老人は首を振りながら言います。「ああ、これが災いにならなきゃいいんだけれど、どうなるものかなぁ。」と言います。
あれ、ラッキーな事件なのに、このおじいさんも変なことを言う人だなと人々は思ったことでしょう。もっと素直に喜べばいいのに、などと心の中で思ったはずです。
それからしばらく、おじいさんの不安は的中して、老人の息子が馬に乗っていたときに落馬して足の骨を折ってしまうのでした。さあまたご近所の人たちの出番です。こんどはお見舞いに行かなくてはならない。共同社会というのは忙しいし、少しだけお節介なところもあるようです。
おじいさんは割とカラッとして言います。
「これが幸福にならないとも限らないじゃないかなぁ。」
二度あることは三度あるというべきなのか、懲りないおじいさんというべきか、ポジティブシンキングというのか、へこたれないおじいさんです。
息子さんのケガから一年、北方の異民族たちが国境の砦に殺到しました。さあ、戦争が北からやってきました。大変なことが起きてしまいました。若者は兵士として集められ、村人は残らず連れて行かれました。たくさんの若者たちが亡くなってしまい、村はその犠牲の下にようやく平和を取り戻すことができました。
おじいさんの息子さんは足を負傷していました。ですから召集されず、地元で待機することになりました。兵士に取られた若者は大半が亡くなったけれど、残された者たちは生き残った。苦い平和だけれど、国境に生きる人々とはそんなものだったのかもしれません。いつ戦争が起こり、いつ死んでしまうのか、それは神のみぞ知る、不安な日々だったことでしょう。
おじいさんは、何が不幸で何が幸福なのか、そんなのは紙一重で、不幸に見えた中に幸福はあり、幸福とみえたところに不幸のタネは落ちていた。それが人生というものなのかもしれないです。
この後、おじいさんはどのように生きていったのか、そのつづきはありません。人生は何が不幸で、何が幸福なのか、それはわからないんですから。
★ 先日、ひとりで香川県に遊びに行き、長いつきあいの友人に会ってきました。彼のお子さんたちは、結婚こそしていないけれど、それぞれが自立して、都会の真ん中に住んでいたり、お仕事で海外に出張だったり、ふるさとを離れているということでした。
もちろん、うらやましいことであり、すごいなあと思いましたし、素直に感心しました。
けれども、友人は、あなたのおうちもそれはそれでしあわせじゃないの、と言うのです。私の家では、こどもはずっと家に居続けています。独り立ちはなかなかできそうにありません。
いっぱい言いたいことはありますが、本人には言わず、ずっと心の中で思っています。
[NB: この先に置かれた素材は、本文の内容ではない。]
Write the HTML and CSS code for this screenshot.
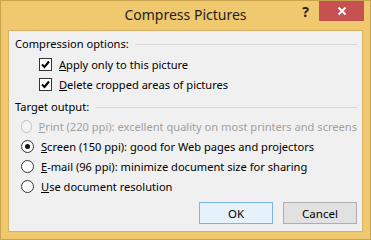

口にしても、あまりことばは届かないみたいで、それがまたもどかしい。
うちの子は、不幸なのか、幸福なのか、私たちは不幸なのか、幸福なのか。
たぶん、私たちは幸福ではあります。いい子だし、なかなか上手に社会に適応できていないだけなのだと思われます。それは私たちもそうだったし、いつか道は開けるのではないか、そう信じて毎日を過ごしています。
なかなかその光明が見えなくて、モンモンとした日々がつづくんですけど、とりあえずうちの子が独り立ちできずにいるけど、少しザンネンだけど、いっしょに家族みんなでグダグタしていて、しあわせでもあります。
これでいいんだろうか、と思ったりもします。これが永遠につづくわけではないし、時間は有限です。やはり、何かうちの子と一緒に何かしてくれる人が必要です。私はたまたま奥さんがいました。うちの子は、だれかいるだろうか。それがすごく不安です。
どうしたらいいのか、何が結論なのか、わからないけど、私はとりあえずの日々を過ごしています。「世の中なんてサイオウの馬なのさ」とか言いながら……。
答え 人間は「じんかん」で、世間・社会という意味になります。「にんげん」とふりがなをふる人もいますが、それでも意味は通じますが、世の中は、一寸先は闇、人の幸せなんて相対的なもので、思いようによってはどうにでもなる、という意味で取りたいので、「じんかん」と読んだ方がいいのかなと思います。